[Start of DATA ROWS]
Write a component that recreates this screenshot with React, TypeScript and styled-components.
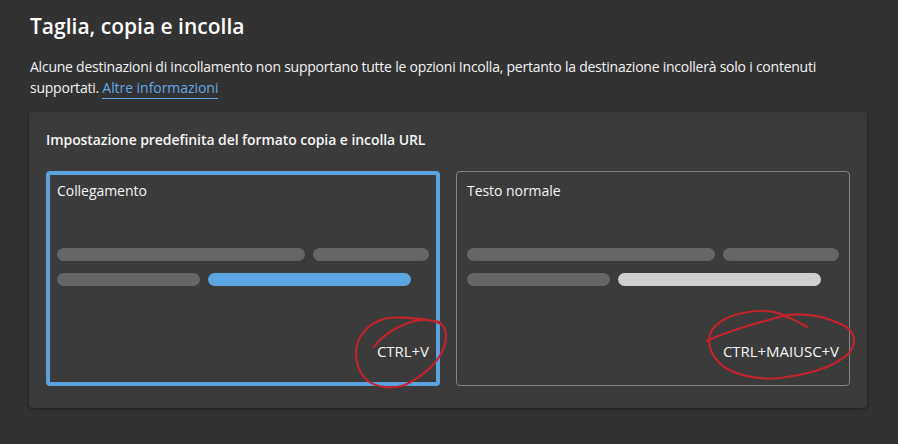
import React from "react";
import styled, { createGlobalStyle } from "styled-components";

const GlobalStyle = createGlobalStyle`
  html, body {
    margin: 0;
    padding: 0;
    background: #323232;
    overflow: hidden;
  }
  body {
    font-family: "Open Sans", "Noto Sans", "Liberation Sans", sans-serif;
    color: #ffffff;
  }
`;

const Page = styled.div`
  position: relative;
  width: 898px;
  height: 444px;
  box-sizing: border-box;
  padding: 12px 31px 0 29px;
`;

const Title = styled.h1`
  margin: 0 0 0 1px;
  font-size: 21px;
  line-height: 28px;
  font-weight: 600;
  letter-spacing: 0;
`;

const Intro = styled.p`
  margin: 16px 0 0 1px;
  font-size: 14px;
  line-height: 21px;
  letter-spacing: -0.235px;
  color: #f2f2f2;
`;

const MoreLink = styled.a`
  color: #62a8e5;
  border-bottom: 1px solid #62a8e5;
  padding-bottom: 1px;
  letter-spacing: -0.05px;
`;

const Card = styled.section`
  margin-top: 14px;
  height: 296px;
  box-sizing: border-box;
  padding: 18px 17px 0;
  background: #3b3b3b;
  border-radius: 4px;
  box-shadow: 0 1px 3px rgba(0, 0, 0, 0.4);
`;

const CardTitle = styled.h2`
  margin: 0;
  font-size: 14px;
  line-height: 20px;
  font-weight: 600;
  letter-spacing: -0.07px;
  color: #f5f5f5;
`;

const Options = styled.div`
  display: grid;
  grid-template-columns: 394px 394px;
  column-gap: 16px;
  margin-top: 21px;
`;

const Option = styled.div<{ $selected?: boolean }>`
  display: flex;
  flex-direction: column;
  height: 215px;
  box-sizing: border-box;
  padding: ${(p) => (p.$selected ? "6px 7px 21px 7px" : "9px 10px 24px 10px")};
  border: ${(p) => (p.$selected ? "4px solid #5ba3df" : "1px solid #858585")};
  border-radius: 4px;
`;

const OptionLabel = styled.div`
  font-size: 14px;
  line-height: 20px;
  letter-spacing: -0.05px;
  color: #f5f5f5;
`;

const Preview = styled.div`
  display: flex;
  flex-direction: column;
  gap: 12px;
  margin-top: 47px;
`;

const PreviewRow = styled.div`
  display: flex;
  gap: 8px;
`;

const Bar = styled.div<{ $width: number; $color?: string }>`
  width: ${(p) => p.$width}px;
  height: 13px;
  border-radius: 7px;
  background: ${(p) => p.$color ?? "#666666"};
`;

const Shortcut = styled.div`
  margin-top: auto;
  text-align: right;
  font-size: 15px;
  line-height: 20px;
  letter-spacing: -0.05px;
  color: #f5f5f5;
`;

const Scribbles = styled.svg`
  position: absolute;
  left: 0;
  top: 0;
  pointer-events: none;
`;

const Ink = styled.path`
  fill: none;
  stroke: #c4232b;
  stroke-width: 2.1;
  stroke-linecap: round;
  stroke-linejoin: round;
`;

type OptionData = {
  label: string;
  shortcut: string;
  accent: string;
  selected?: boolean;
};

const options: OptionData[] = [
  { label: "Collegamento", shortcut: "CTRL+V", accent: "#5ba6e2", selected: true },
  { label: "Testo normale", shortcut: "CTRL+MAIUSC+V", accent: "#cfcfcf" },
];

export default function App() {
  return (
    <Page>
      <GlobalStyle />
      <Title>Taglia, copia e incolla</Title>
      <Intro>
        Alcune destinazioni di incollamento non supportano tutte le opzioni Incolla, pertanto la
        destinazione incollerà solo i contenuti
        <br />
        supportati. <MoreLink>Altre informazioni</MoreLink>
      </Intro>
      <Card>
        <CardTitle>Impostazione predefinita del formato copia e incolla URL</CardTitle>
        <Options>
          {options.map((o) => (
            <Option key={o.label} $selected={o.selected}>
              <OptionLabel>{o.label}</OptionLabel>
              <Preview>
                <PreviewRow>
                  <Bar $width={248} />
                  <Bar $width={116} />
                </PreviewRow>
                <PreviewRow>
                  <Bar $width={143} />
                  <Bar $width={203} $color={o.accent} />
                </PreviewRow>
              </Preview>
              <Shortcut>{o.shortcut}</Shortcut>
            </Option>
          ))}
        </Options>
      </Card>
      <Scribbles width="898" height="444" viewBox="0 0 898 444">
        <Ink d="M374 347 C382 336 396 327 411 322 C424 318 436 320 442 325 C448 331 447 343 441 354 C434 366 420 378 405 385 C393 389 378 388 368 381 C358 373 354 358 357 345 C360 333 370 323 384 319 C396 316 420 318 440 322" />
        <Ink d="M707 341 C730 330 760 322 787 315 C805 313 825 316 843 325 C855 331 857 342 850 352 C838 365 812 374 780 378 C760 380 738 376 724 367 C712 358 707 345 710 334 C716 320 735 313 757 311 C770 310 780 313 787 317 C795 320 802 324 807 327" />
      </Scribbles>
    </Page>
  );
}
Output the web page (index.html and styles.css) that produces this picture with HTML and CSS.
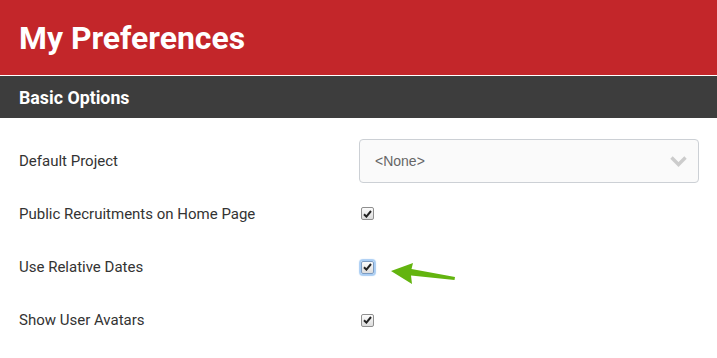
FILE: index.html
```html
<!DOCTYPE html>
<html lang="en">
<head>
    <meta charset="UTF-8">
    <meta name="viewport" content="width=device-width, initial-scale=1.0">
    <title>My Preferences</title>
    <link rel="stylesheet" href="styles.css">
</head>
<body>
    <div class="header">
        <h1>My Preferences</h1>
    </div>
    <div class="section-bar">Basic Options</div>
    <div class="form">
        <div class="row">
            <div class="label">Default Project</div>
            <div class="field">
                <div class="select">
                    <span>&lt;None&gt;</span>
                    <svg class="chevron" width="17" height="11" viewBox="0 0 17 11">
                        <path d="M1.5 1.5 L8.5 8.5 L15.5 1.5" fill="none" stroke="#cccccc" stroke-width="3.4"/>
                    </svg>
                </div>
            </div>
        </div>
        <div class="row">
            <div class="label">Public Recruitments on Home Page</div>
            <div class="field">
                <span class="check">
                    <svg width="9" height="8" viewBox="0 0 9 8"><path d="M1 4.2 L3.4 6.6 L8 1" fill="none" stroke="#222" stroke-width="2"/></svg>
                </span>
            </div>
        </div>
        <div class="row">
            <div class="label">Use Relative Dates</div>
            <div class="field">
                <span class="check focused">
                    <svg width="9" height="8" viewBox="0 0 9 8"><path d="M1 4.2 L3.4 6.6 L8 1" fill="none" stroke="#222" stroke-width="2"/></svg>
                </span>
                <svg class="arrow" width="70" height="28" viewBox="0 0 70 28">
                    <path d="M1 9 L23 1 L21.5 7 L65 15 L64.5 18 L21 13.5 L22 22 Z" fill="#63b40f"/>
                </svg>
            </div>
        </div>
        <div class="row">
            <div class="label">Show User Avatars</div>
            <div class="field">
                <span class="check">
                    <svg width="9" height="8" viewBox="0 0 9 8"><path d="M1 4.2 L3.4 6.6 L8 1" fill="none" stroke="#222" stroke-width="2"/></svg>
                </span>
            </div>
        </div>
    </div>
</body>
</html>
```

FILE: styles.css
```css
body
{
    margin: 0;
    font-family: Roboto, "Liberation Sans", sans-serif;
    background-color: #ffffff;
    color: #333333;
}
.header
{
    background-color: #c3262a;
    height: 75px;
    border-bottom: 1px solid #ffffff;
    padding: 0 19px;
    display: flex;
    align-items: center;
}
.header h1
{
    margin: 0;
    color: #ffffff;
    font-size: 31.9px;
    font-weight: 700;
}
.section-bar
{
    background-color: #3d3d3d;
    color: #ffffff;
    height: 42px;
    padding: 0 19px;
    display: flex;
    align-items: center;
    font-size: 17.8px;
    font-weight: 700;
}
.form
{
    padding: 21px 19px 0 19px;
    display: grid;
    grid-auto-rows: 43px;
    row-gap: 10.3px;
}
.row
{
    display: grid;
    grid-template-columns: 340px 1fr;
    align-items: center;
}
.label
{
    font-size: 15px;
    color: #333333;
}
.field
{
    position: relative;
    display: flex;
    align-items: center;
    height: 100%;
}
.select
{
    box-sizing: border-box;
    width: 340px;
    height: 44px;
    border: 1px solid #ccd0d5;
    border-radius: 4px;
    background-color: #fafafa;
    display: flex;
    align-items: center;
    justify-content: space-between;
    padding: 0 11px 0 15px;
    font-family: "Liberation Sans", Arial, sans-serif;
    font-size: 14px;
    color: #666666;
}
.check
{
    box-sizing: border-box;
    width: 13px;
    height: 13px;
    margin-left: 2px;
    border: 1px solid #8f8f8f;
    border-radius: 2px;
    background: linear-gradient(#fcfcfc, #dcdcdc);
    display: flex;
    align-items: center;
    justify-content: center;
}
.check.focused
{
    box-shadow: 0 0 1px 2px #a9cdf3;
    border-color: #7d9cc2;
}
.arrow
{
    position: absolute;
    left: 31px;
    top: 16px;
}
```
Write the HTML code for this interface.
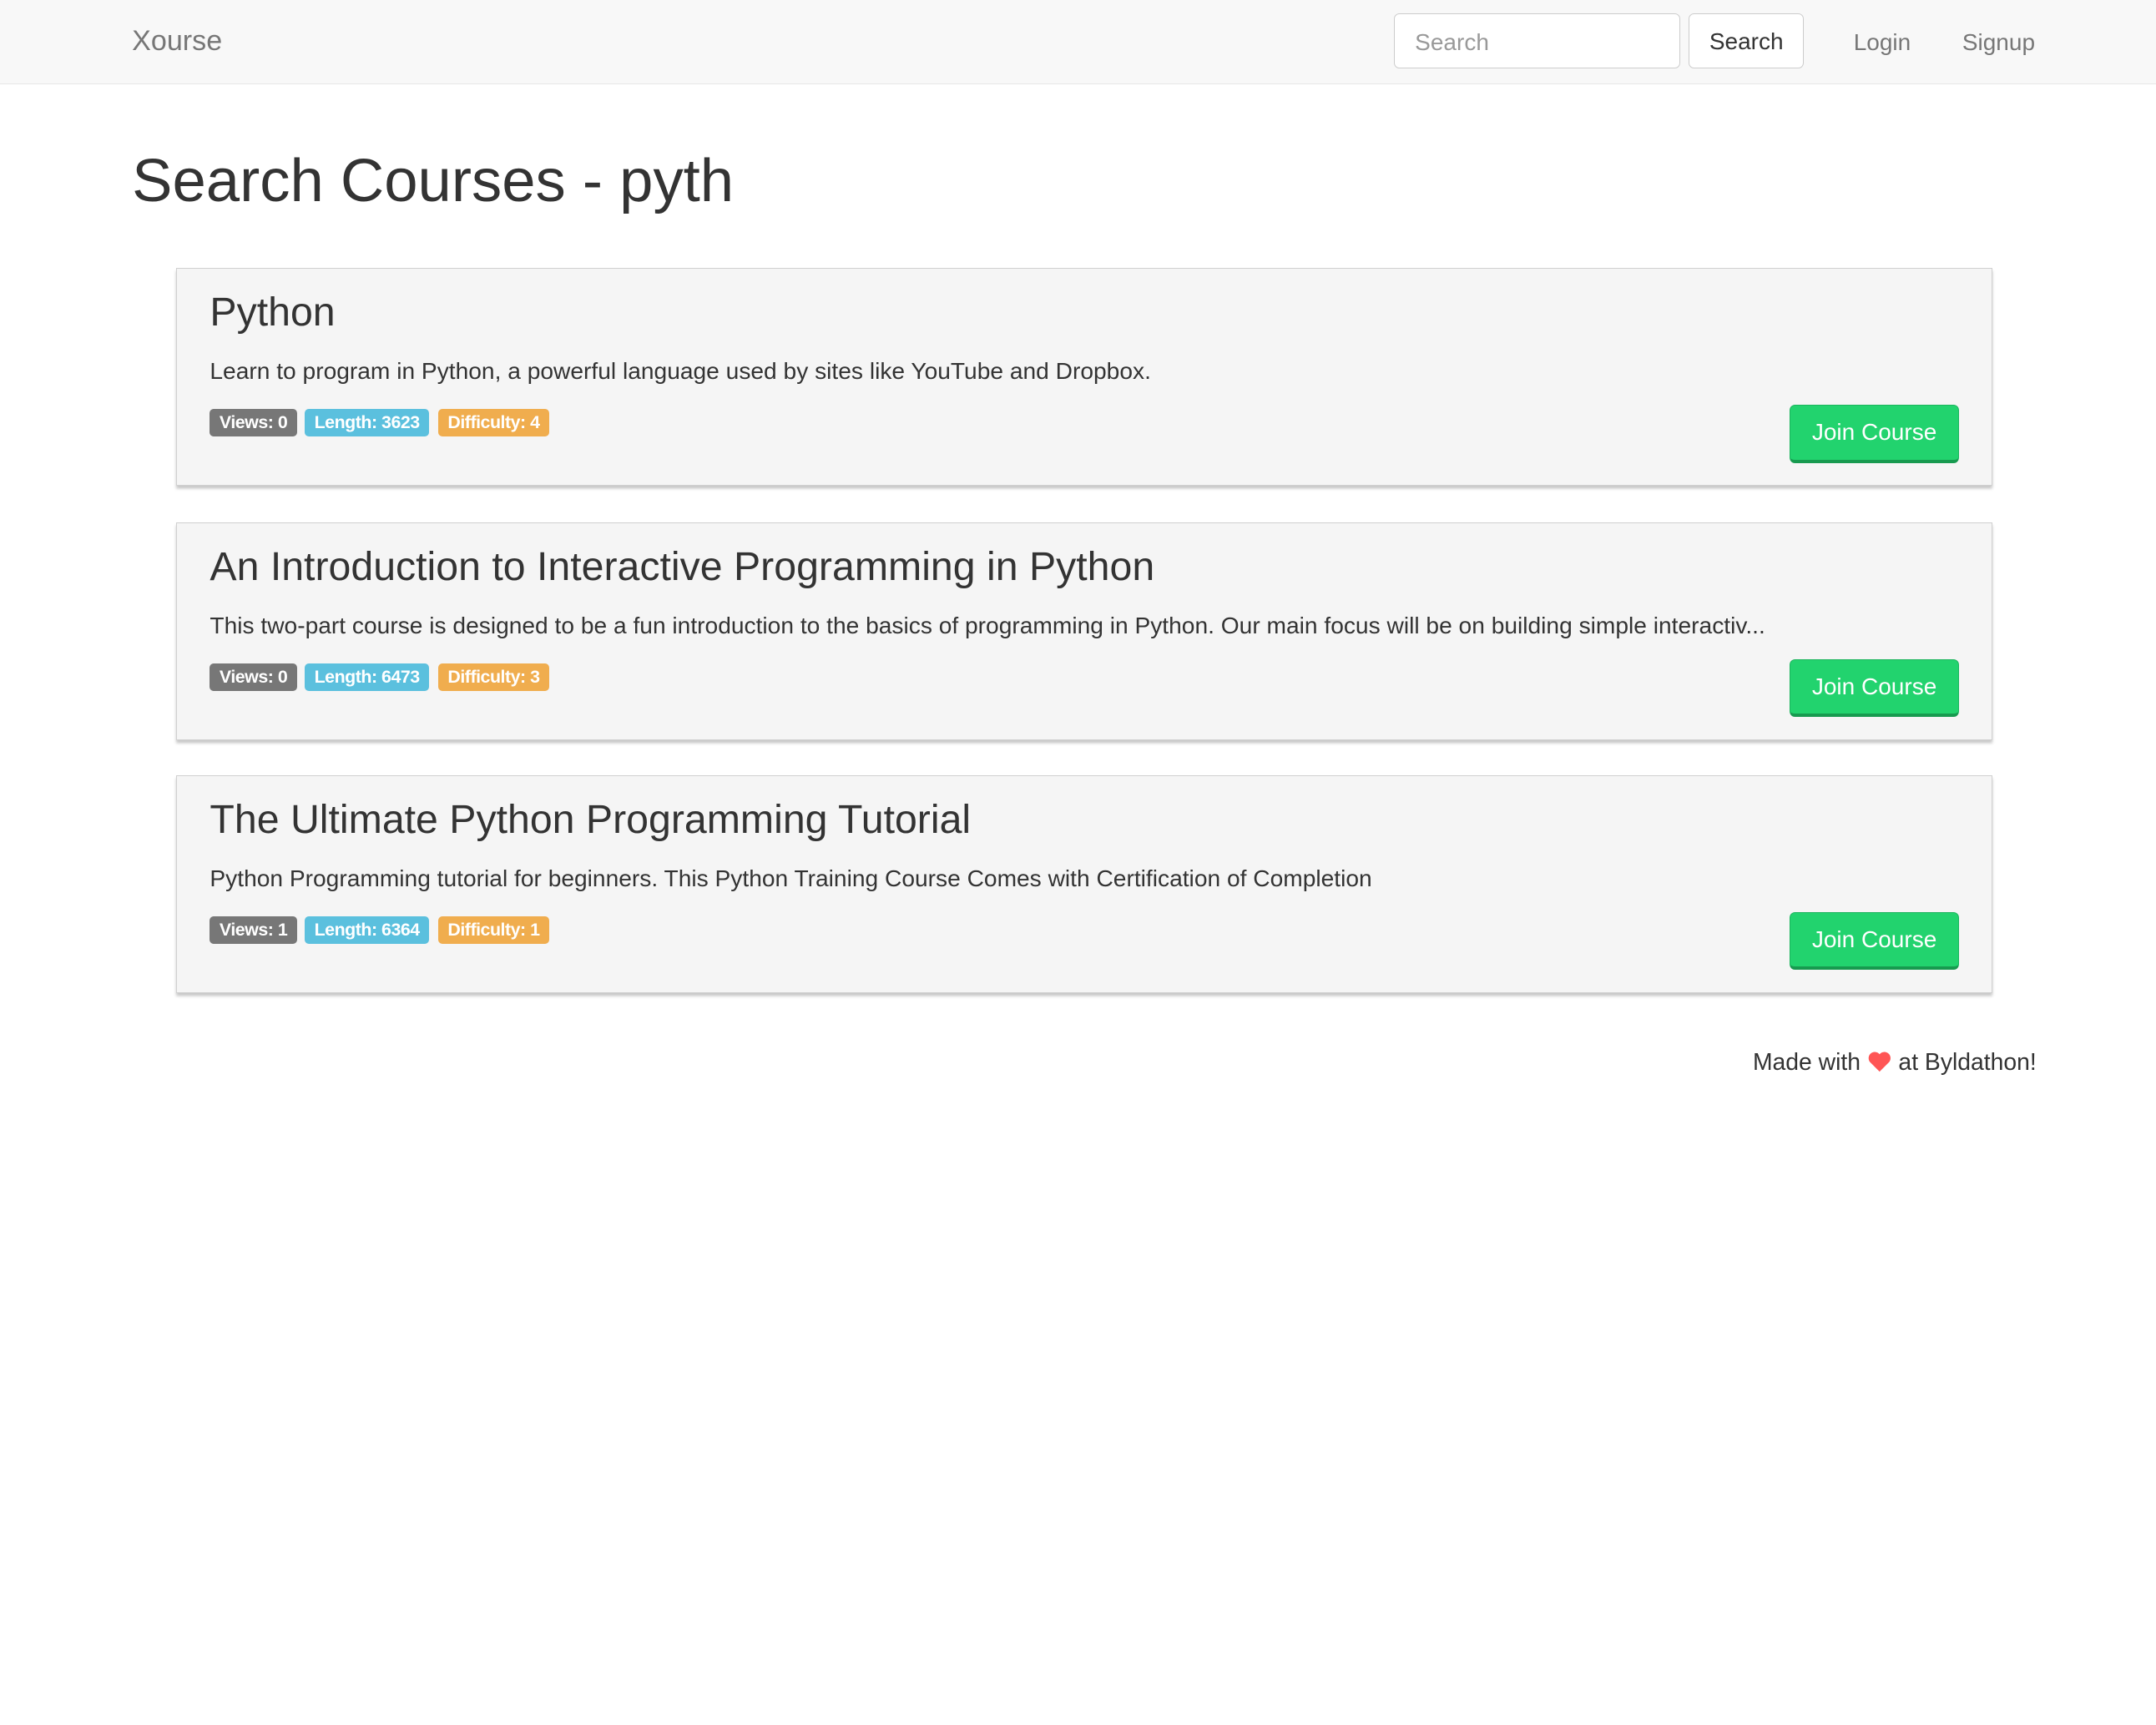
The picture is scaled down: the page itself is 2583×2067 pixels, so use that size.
[End of DATA ROWS]
#### [STATED GOAL]
Take the line with "Write the HTML code for this interface." as the first line and the last line of the records above as the final one; reproduce exactly the lines between them, both included, without pictures.

#### [EXERCISE ANSWER]
Write the HTML code for this interface.
The picture is scaled down: the page itself is 2583×2067 pixels, so use that size.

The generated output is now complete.